Another boost for cargo Industry is the entry of all-new autonomous trucks for cargo. Autonomous or driverless trucks are the future of the auto industry and the adoption of these by the cargo industry is a good omen.

In many areas around the world, goods movement through autonomous trucks is already happening on the test basis. These technology-laden trucks save a lot of time and make things easier for the freight forwarders. Zero human error, on time delivery, fewer chances of accidents and safe shipment of goods, what else a shopper wants?

Many progressive automakers such as Uber, Volkswagen and Mercedes are striving to take lead in the truck industry by manufacturing technology driven trucks. In the initial phase, these trucks will take cargo to the destinations and then human drivers take them over for the last-mile delivery.

It can be said with surety that these tech trucks will put the cargo industry on next level.

Computerised Warehouses

Warehouses boast a significant position in the supply chain and play a crucial role in deciding the pace of the whole process. A warehouse is a place where goods are stored for a short period of time before shipping them to their destinations.

Therefore, how these goods are handled at the warehouse decide the speed of the whole procedure. Gone are the days when warehouses were seen as mere cost-centres. However, this advanced era demands ultra-modern, state-of-the-art warehouses which can store and release goods in the least possible time.

Automated warehouses are now being built where commodities are handled by robots. Storing goods in their specific compartments, arranging them in perfect order and supplying them in time are the hallmarks of automated warehouses.
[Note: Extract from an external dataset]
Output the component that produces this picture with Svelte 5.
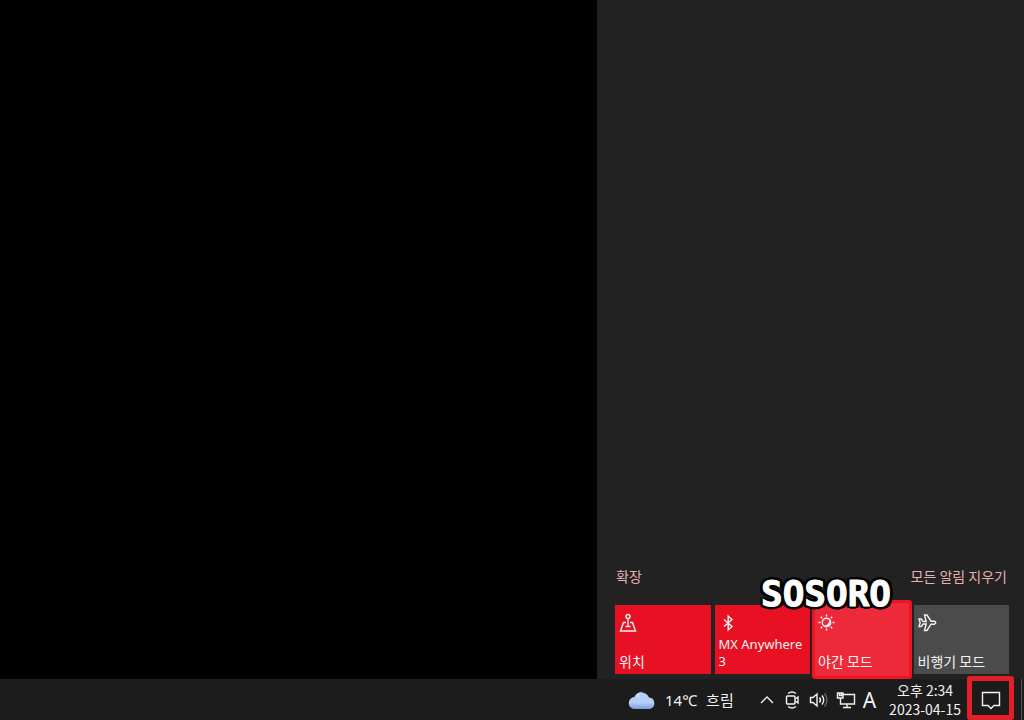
<script lang="ts">
	type Tile = {
		id: string;
		label: string;
		lang: 'ko' | 'en';
		on: boolean;
		marked?: boolean;
	};

	let tiles = $state<Tile[]>([
		{ id: 'location', label: '위치', lang: 'ko', on: true },
		{ id: 'bluetooth', label: 'MX Anywhere 3', lang: 'en', on: true },
		{ id: 'night', label: '야간 모드', lang: 'ko', on: true, marked: true },
		{ id: 'airplane', label: '비행기 모드', lang: 'ko', on: false }
	]);
</script>

<div class="screen">
	<main class="desktop">
		<aside class="action-center" aria-label="알림 센터">
			<div class="links">
				<button type="button">확장</button>
				<button type="button">모든 알림 지우기</button>
			</div>
			<div class="tiles">
				{#each tiles as tile (tile.id)}
					<button
						type="button"
						class="tile"
						class:on={tile.on}
						class:marked={tile.marked}
						class:latin={tile.lang === 'en'}
						aria-pressed={tile.on}
						onclick={() => (tile.on = !tile.on)}
					>
						<svg class="tile-icon" viewBox="0 0 20 20" aria-hidden="true">
							{#if tile.id === 'location'}
								<circle cx="9" cy="3.500" r="2" />
								<path d="M9 5.500V13M7 9.500H4.500L1.500 18h15l-3-8.500H11M6.500 13.500h5" />
							{:else if tile.id === 'bluetooth'}
								<path d="M5 6.500l8 7-3.800 3.500V3L13 6.500l-8 7" />
							{:else if tile.id === 'night'}
								<circle cx="8.500" cy="9.500" r="4.200" />
								<path class="solid" d="M11.500 6A4.600 4.600 0 1 1 5 12.500C9 13 11.500 10 11.500 6z" />
								<path d="M8.500 1.500v2M8.500 15.500v2M.5 9.500h2M14.500 9.500h2M2.800 3.800l1.400 1.400M12.800 13.800l1.400 1.400M2.800 15.200l1.400-1.400M12.800 5.200l1.400-1.400" />
							{:else}
								<path d="M1 6h2.200l2 2.500h3L6.500 2H9l4 6.200h3.500q2.500 1.500 0 3H13L9 17.500H6.500L8.200 11h-3l-2 2.500H1l1.200-3.800z" />
							{/if}
						</svg>
						<span>{tile.label}</span>
					</button>
				{/each}
			</div>
			<strong class="watermark">SOSORO</strong>
		</aside>
	</main>

	<footer class="taskbar">
		<button type="button" class="weather">
			<svg width="28" height="20" viewBox="0 0 28 20" aria-hidden="true">
				<defs>
					<linearGradient id="cloud" x1="0" y1="0" x2="0" y2="1">
						<stop offset="0" stop-color="#b2cdf5" />
						<stop offset="0.6" stop-color="#b9cff5" />
						<stop offset="1" stop-color="#799ee0" />
					</linearGradient>
				</defs>
				<path fill="url(#cloud)" d="M7 19a6 6 0 0 1-.5-12A8 8 0 0 1 21 7.500 5.800 5.800 0 0 1 21.500 19z" />
				<path fill="#d2e1fb" opacity=".6" d="M6.500 7A8 8 0 0 1 16 2C11 3 10 7 13 10 11 7.500 9 7 6.500 7z" />
			</svg>
			<span>14℃</span>
			<span>흐림</span>
		</button>

		<div class="tray">
			<button type="button" aria-label="숨겨진 아이콘 표시">
				<svg width="16" height="20" viewBox="0 0 16 20"><path d="M2 13l6-6 6 6" /></svg>
			</button>
			<button type="button" aria-label="카메라">
				<svg width="20" height="20" viewBox="0 0 20 20">
					<path d="M6 3.500q4-3 8 0M6 16.500q4 3 8 0M13 9l3-2v6l-3-2" />
					<rect x="4.500" y="6" width="8.500" height="8" rx="1" />
				</svg>
			</button>
			<button type="button" aria-label="볼륨">
				<svg width="20" height="20" viewBox="0 0 20 20">
					<path d="M1.500 7.500H4L8 4v12l-4-3.500H1.500zM10.500 7.500q2 2.500 0 5M13 5.500q3.500 4.500 0 9" />
					<path class="faint" d="M15.500 3.500q5 6.500 0 13" />
				</svg>
			</button>
			<button type="button" aria-label="네트워크">
				<svg width="20" height="20" viewBox="0 0 20 20">
					<path d="M7 4.500h11.500v9.500H4.500V8M7 17.500h8M11 14v3.500M1.500 3h5.500v5H1.500zM3.500 3v2.500h2V3" />
				</svg>
			</button>
			<button type="button" class="ime" aria-label="입력 언어">A</button>
		</div>

		<button type="button" class="clock">
			<time datetime="2023-04-15T14:34">오후 2:34<br />2023-04-15</time>
		</button>

		<button type="button" class="notifications" aria-label="알림">
			<svg width="20" height="20" viewBox="0 0 20 20" aria-hidden="true">
				<path d="M1.500 2.500h17v13H13l-3 3-3-3H1.500z" />
			</svg>
		</button>
		<button type="button" class="show-desktop" aria-label="바탕 화면 보기"></button>
	</footer>
</div>

<style>
	:global(body) {
		margin: 0;
		background: #000;
	}

	.screen {
		display: flex;
		flex-direction: column;
		min-height: 100vh;
		font-family: 'Noto Sans CJK KR', 'Noto Sans', sans-serif;
		font-size: 14px;
		line-height: 18px;
		color: #f2f2f2;
	}

	button {
		margin: 0;
		padding: 0;
		border: 0;
		background: none;
		color: inherit;
		font: inherit;
		cursor: default;
	}

	svg {
		display: block;
		fill: none;
		stroke: #f2f2f2;
		stroke-width: 1.4;
	}

	.desktop {
		display: flex;
		flex: 1;
		justify-content: flex-end;
		background: #000;
	}

	.action-center {
		position: relative;
		display: flex;
		flex-direction: column;
		justify-content: flex-end;
		box-sizing: border-box;
		width: 427px;
		padding: 0 15px 5px 18px;
		background: #222;
	}

	.links {
		display: flex;
		justify-content: space-between;
		padding: 0 2px 20px 1px;
		color: #e7b0b2;
	}

	.tiles {
		display: grid;
		grid-template-columns: repeat(4, 1fr);
		gap: 4px;
	}

	.tile {
		position: relative;
		z-index: 0;
		display: flex;
		flex-direction: column;
		justify-content: space-between;
		align-items: flex-start;
		min-height: 69px;
		padding: 8px 4px 4px;
		background: #4b4b4b;
		line-height: 17px;
		text-align: left;
	}

	.tile.on {
		background: #e81123;
	}

	.tile.latin {
		font-family: 'Noto Sans', sans-serif;
		font-size: 13px;
	}

	.tile.marked::after {
		content: '';
		position: absolute;
		z-index: -1;
		inset: -5px -2px;
		box-sizing: border-box;
		border: 3px solid #ee1523;
		border-radius: 3px;
		background: #ec2a3a;
	}

	.tile-icon {
		flex: none;
		width: 20px;
		height: 20px;
	}

	.solid {
		fill: #f2f2f2;
		stroke: none;
	}

	.watermark {
		position: absolute;
		z-index: 1;
		right: 133px;
		bottom: 67px;
		color: #fff;
		font: 900 36px/36px 'DejaVu Sans Mono', monospace;
		-webkit-text-stroke: 1px #fff;
		text-shadow:
			-3px -2px #000,
			0 -3px #000,
			3px -2px #000,
			3px 0 #000,
			3px 2px #000,
			0 3px #000,
			-3px 2px #000,
			-3px 0 #000;
	}

	.taskbar {
		display: flex;
		justify-content: flex-end;
		height: 41px;
		background: #1c1c1c;
	}

	.weather {
		display: flex;
		align-items: center;
		gap: 9px;
		margin-right: 25px;
		font-family: 'Noto Sans', 'Noto Sans CJK KR', sans-serif;
		font-size: 15px;
	}

	.weather svg {
		stroke: none;
	}

	.tray {
		display: flex;
		align-items: center;
		gap: 7px;
		margin-right: 13px;
	}

	.faint {
		stroke: #666;
	}

	.ime {
		font-family: 'Noto Sans', sans-serif;
		font-size: 21px;
	}

	.clock {
		margin-right: 6px;
		line-height: 19px;
		text-align: center;
	}

	.notifications {
		position: relative;
		display: grid;
		place-items: center;
		width: 47px;
	}

	.notifications::after {
		content: '';
		position: absolute;
		inset: -3px 0 0;
		border: 5px solid #e3202a;
		border-radius: 3px;
	}

	.show-desktop {
		width: 3px;
		margin-left: 7px;
		border-left: 1px solid #555;
	}
</style>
Machines are in charge there to pick up and transports goods to their specific compartments. Automated warehouses offer efficient and productive cargo handling coupled with reduced costs.

Predictive or Anticipatory Shipping

Anticipatory shipping is a ground-breaking idea and Amazon has already filed a patent for it.  Basically, Anticipatory shipping is a system which revolves around the idea of transporting goods to consumers ahead of demand.
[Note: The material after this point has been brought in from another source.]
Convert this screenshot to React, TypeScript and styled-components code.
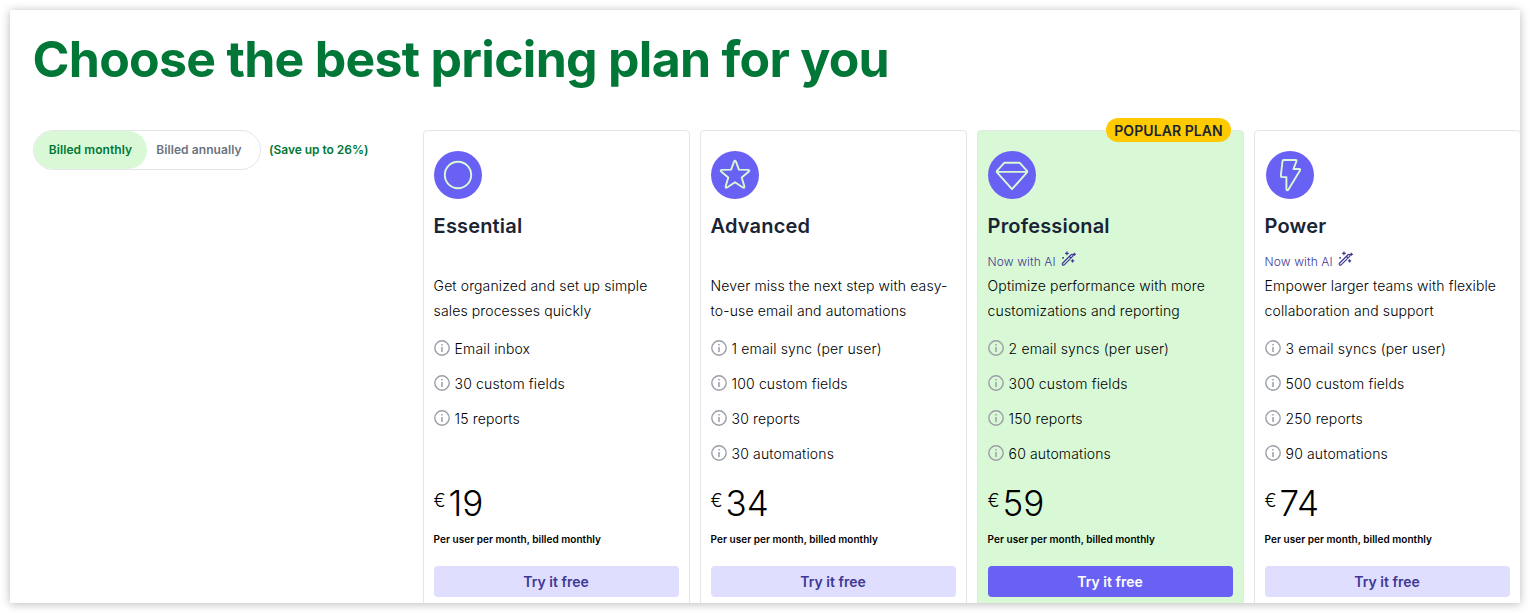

This system learns from the previous orders and a few other factors to anticipate when will the customers of a particular area need these goods again. Therefore, the system analyses these statistics and sends the delivery beforehand so that the goods do not go out of stock and customers do not have to wait for them.

Predictive shipping will add another dimension to the cargo industry and is bound to gain a lot of popularity.

 

 

Shipment Status Monitoring

Who wouldn’t want to stay in touch with their shipment while being hundreds or thousands of miles away from it? Technology has paved the way to stay connected to the goods while they are on their way. Tracking and tracing the cargo in real-time is not a big deal anymore.

Real-time cargo monitoring works with the help of satellite connected sensors which are attached with the cargo and keeps the shipper updated about the current location and status of the consignment. This technology allows the shipper to stay calm and contended knowing that the shipment is safe and inbound.

Moreover, this tracking service also shows the estimated time of the delivery so that people don’t have to keep waiting all the time. A notifications service is also available which keeps sending notifications after specific periods of time about the status of the shipment until it reaches the destination.

Last-mile Delivery by Drones

Last-mile delivery means the shipment of goods from the transport centre to the final supply destination which is typically a personal residential or official address. It is usually observed that the amount of time taken for the hub to hub transportation is almost the same as the hub to final destination delivery time period.

Steps are taken to reduce this last-mile delivery time and drones are at the top of the list. The growing demand for more and more efficient last-mile logistics has forced the big freight forwarders to use drones for carrying out this job.

Drones are satellite navigation enabled unmanned aerial vehicles which are controlled by computers. Since drones do not operate on roads, they take lesser time than vehicles for the last-mile deliveries.

Another plus point of drones is that no matter wherever the destination is, be it a cottage in the forest or a flat in a sky-high building, drones will reach there within no time.